Flickr: A recent addition to my archives. I’d never paid attention to Flickr before, thinking it was just some photographic form of social media, but recently I realized it serves as a storefront for photographers. You can refine search results to those licensed for the creative commons. Be mindful of which rights each photographer chooses to retain for each photo (for example, some aren’t cool with you remixing their images), but there still is a large inventory to go through. There is a large range of quality in the archive, and some inappropriate content slips through the filter sometimes. Still, the scale of their archive is useful.

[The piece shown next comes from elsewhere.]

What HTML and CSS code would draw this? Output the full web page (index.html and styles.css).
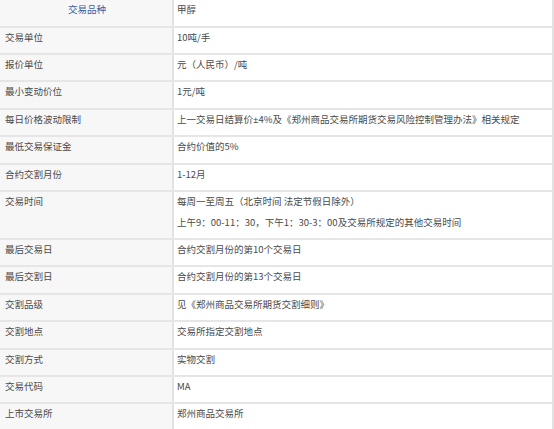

Wikimedia Commons: This resource is a real struggle to use. It’s search engine is not great, and the content is very bloated– which is to be expected, because it’s completely user-generated for an online user-generated encyclopedia. So labeling is inconsistent, quality is iffy, relevance is hard to measure, there are lots of scanned documents and such that bloat your search results. It’s almost better to search through Wikipedia’s articles to get your images. The one advantage key advantage to searching within Wikimedia is that is crosses language boundaries, so you might find a better image that’s not affiliated with the English entry for a subject. Not a bad thing when your searching for content outside the West’s cognizance and Arabic transliteration is inconsistent (I mean, try searching مَدَائِن صَالِح; no single search set in English would get you those results).

CC Search: A last chance to find something else in the creative commons. There’s a bit of overlap with Flickr and Wikimedia, since it mines from both, but the search engine turns up different results that might bring other material to the top. Their interface is nice and clean too, with markings that communicate creator content rights, and they provide an HTML citation option (though not a very pretty one).